• _GIVEN INSTRUCTION_
Write the lines out again, from the top of the material to the line containing "const td = 'border", pictures excluded.

## begin DATASET CONTENT

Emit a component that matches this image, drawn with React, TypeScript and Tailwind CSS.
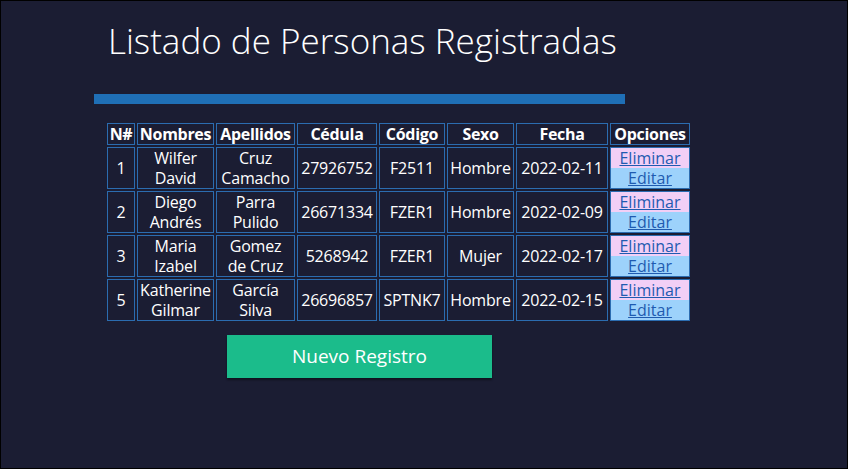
const personas = [
  { n: 1, nombres: ['Wilfer', 'David'], apellidos: ['Cruz', 'Camacho'], cedula: '27926752', codigo: 'F2511', sexo: 'Hombre', fecha: '2022-02-11' },
  { n: 2, nombres: ['Diego', 'Andrés'], apellidos: ['Parra', 'Pulido'], cedula: '26671334', codigo: 'FZER1', sexo: 'Hombre', fecha: '2022-02-09' },
  { n: 3, nombres: ['Maria', 'Izabel'], apellidos: ['Gomez', 'de Cruz'], cedula: '5268942', codigo: 'FZER1', sexo: 'Mujer', fecha: '2022-02-17' },
  { n: 5, nombres: ['Katherine', 'Gilmar'], apellidos: ['García', 'Silva'], cedula: '26696857', codigo: 'SPTNK7', sexo: 'Hombre', fecha: '2022-02-15' },
]

const th = 'border border-[#2b6cb0] p-0 leading-5 font-bold text-center whitespace-nowrap tracking-[-0.3px]'
const td = 'border border-[#2b6cb0] p-0 leading-5 text-center whitespace-nowrap tracking-[-0.2px]'

export default function App() {
  return (
    <div
      className="w-[848px] h-[469px] border border-black bg-[#1b1d33] text-white overflow-hidden"
      style={{ fontFamily: '"Open Sans", "Noto Sans", sans-serif' }}
    >
      {/* Title */}
      <h1 className="ml-[107px] mt-[18px] text-[35px] leading-[44px] font-light">
        Listado de Personas Registradas
      </h1>

      {/* Divider bar */}
      <div className="ml-[93px] mt-[31px] w-[531px] h-[10px] bg-[#1f6fb6]" />

      {/* Table */}
      <table className="ml-[104px] mt-[17px] border-separate border-spacing-[2px] text-[16px]">
        <thead>
          <tr>
            <th className={`${th} w-[28px]`}>N#</th>
            <th className={`${th} w-[77px]`}>Nombres</th>
            <th className={`${th} w-[79px]`}>Apellidos</th>
            <th className={`${th} w-[80px]`}>Cédula</th>
            <th className={`${th} w-[66px]`}>Código</th>
            <th className={`${th} w-[67px]`}>Sexo</th>
            <th className={`${th} w-[92px]`}>Fecha</th>
            <th className={`${th} w-[80px]`}>Opciones</th>
          </tr>
        </thead>
        <tbody>
          {personas.map((p) => (
            <tr key={p.n}>
              <td className={td}>{p.n}</td>
              <td className={td}>
                {p.nombres[0]}
                <br />
                {p.nombres[1]}
              </td>
              <td className={td}>
                {p.apellidos[0]}
                <br />
                {p.apellidos[1]}
              </td>
              <td className={td}>{p.cedula}</td>
              <td className={td}>{p.codigo}</td>
              <td className={td}>{p.sexo}</td>
              <td className={td}>{p.fecha}</td>
              <td className="border border-[#2b6cb0] p-0 leading-5 text-center">
                <a href="#" className="block bg-[#f2cff6] text-[#1f5bb0] underline">
                  Eliminar
                </a>
                <a href="#" className="block bg-[#9dd2fb] text-[#1f5bb0] underline">
                  Editar
                </a>
              </td>
            </tr>
          ))}
        </tbody>
      </table>

      {/* Button */}
      <button className="ml-[226px] mt-[12px] w-[265px] h-[43px] bg-[#1bbc8b] text-white text-[19px] shadow-[0_2px_2px_rgba(0,0,0,0.4)]">
        Nuevo Registro
      </button>
    </div>
  )
}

## end DATASET CONTENT

• _SOLUTION TO THIS TASK_
Emit a component that matches this image, drawn with React, TypeScript and Tailwind CSS.
const personas = [
  { n: 1, nombres: ['Wilfer', 'David'], apellidos: ['Cruz', 'Camacho'], cedula: '27926752', codigo: 'F2511', sexo: 'Hombre', fecha: '2022-02-11' },
  { n: 2, nombres: ['Diego', 'Andrés'], apellidos: ['Parra', 'Pulido'], cedula: '26671334', codigo: 'FZER1', sexo: 'Hombre', fecha: '2022-02-09' },
  { n: 3, nombres: ['Maria', 'Izabel'], apellidos: ['Gomez', 'de Cruz'], cedula: '5268942', codigo: 'FZER1', sexo: 'Mujer', fecha: '2022-02-17' },
  { n: 5, nombres: ['Katherine', 'Gilmar'], apellidos: ['García', 'Silva'], cedula: '26696857', codigo: 'SPTNK7', sexo: 'Hombre', fecha: '2022-02-15' },
]

const th = 'border border-[#2b6cb0] p-0 leading-5 font-bold text-center whitespace-nowrap tracking-[-0.3px]'
const td = 'border border-[#2b6cb0] p-0 leading-5 text-center whitespace-nowrap tracking-[-0.2px]'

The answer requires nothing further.